Speak No Evil 2.
■ ふりむいた野良犬の写真を撮った方、といえば分かる人には分かるだろう。 シリアス・フォトの第一人者が写真集を出されていて、コアなファンはおられるようだが、ちらりと眺めた限り、数はそれほど出ていなかった。
それ単体だけを取り出せば、コストは回収されていないだろうと推察している。
別の方の静かなモノクロームの焼き具合に、実際は何日もかかっているだろうことも、サムネールを眺めただけで分かった。
■ あそこにはサンプルという立ち読みの機能があって、冒頭の数ページを完全な形で見ることができる。
端末でいくつか落としてみたところ、これはと思った写真家の作品と、高度な余技でなされている方との間には、些細だけれども深い淵のようなものが横たわっていて、その違いは私にとっては圧倒的だった。

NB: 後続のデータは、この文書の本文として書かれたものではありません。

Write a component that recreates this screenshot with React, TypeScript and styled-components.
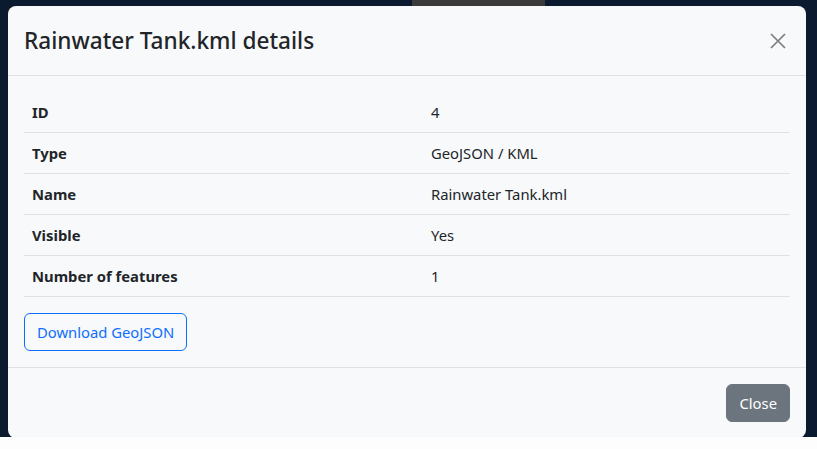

例えば使われているフォント。そのカーニングひとつとっても、言葉は嫌らしいが、いわゆるProの手が入っているのである。
■ そうしたものをどう捉えるか。
ここで話は戻るのだが、優れた写真集は高くてもいいと思っている。
そう数が出なくても、いつか余裕があった時にエイッと買ってしまうかのように、そこにあるだけでいいのではないかとも考えている。